Hence it is out of the question that the Bolshevik Government, which is intrinsically an organ of the Comintern, will in furtherance of its external aggressive policy go beyond empty intimidation and efforts to incite internal quarrels in the countries which it still considers as hopeful centres for starting a world conflagration. After the definitive disappearance of all prospects for a world revolution, the force which at present holds sway in Moscow will have only two possible choices -- to collapse and vanish to its former underground hiding places, after "slamming the door behind it," to use Trotsky's expression -- or else to content itself with the role of an ordinary political party submitting to the laws of a constitutional State.
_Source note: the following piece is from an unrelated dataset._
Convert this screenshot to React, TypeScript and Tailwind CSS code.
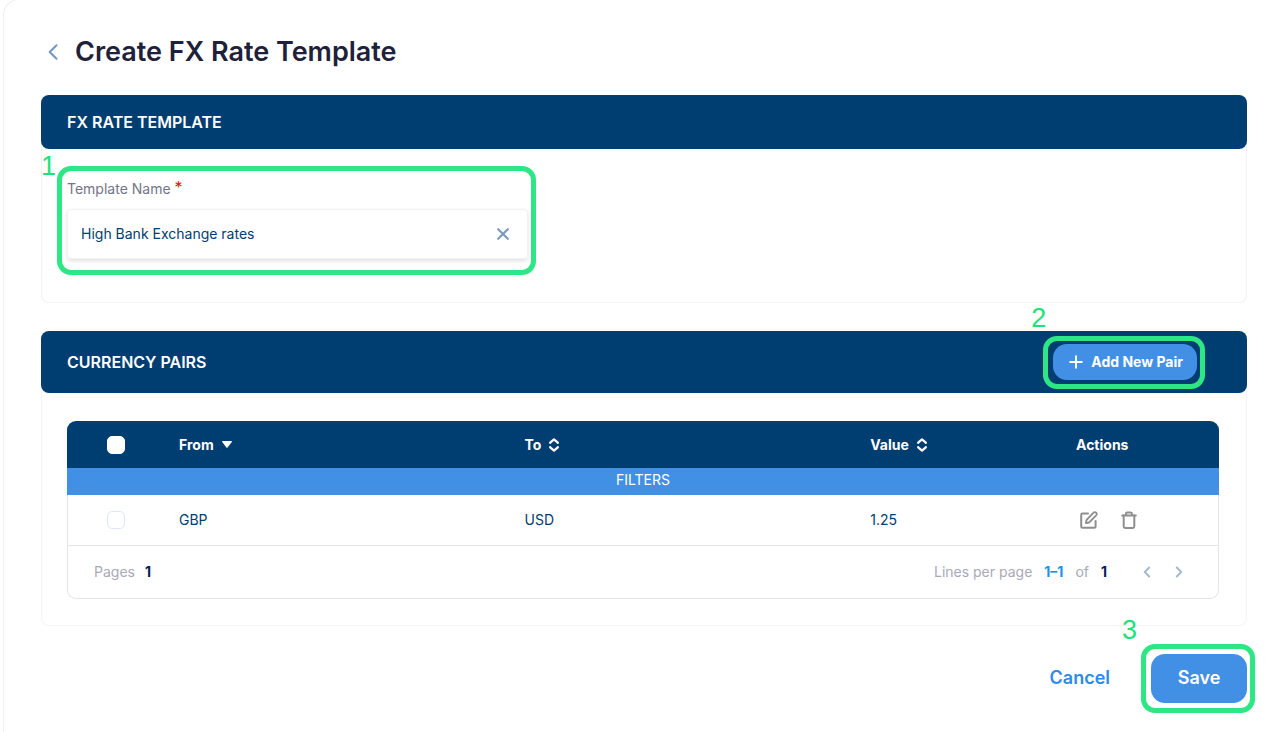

But in attempting to estimate the proper value of the Red Army, we must not lose sight of another set of circumstances in which its strength would be entirely different. I have mentioned already the awakening in the Russian people of vigorous national aspirations, which seem destined to grow quite independently of the character of the central government. This development has to be taken into careful account. Any attempt to violate Russia's present boundaries or limit its independence might well rouse feelings of national indignation and provoke a tremendous revulsion. What repercussions this might have on the position of the present régime is a question by itself. Certain it is, however, that the Red Army would increase its strength tenfold. There cannot be the slightest doubt that the Red Army would in these circumstances throw off the net which has been woven across its surface and that it would stand up for the defense of the territory of the Fatherland as a true Russian National Army.
[i] On January 1, 1926, the Communist Party consisted of 620,000 members and 437,000 considered as eligible candidates.
[ii] We may recall here that in Soviet Russia the Communist Party is the only authorized party. Persons who are not members of the Party or listed as candidates for admission to the Party or who do not belong to the Komsomol (Communist youths) are considered as partyless.
[iii] According to the other sources, this figure appears greatly exaggerated.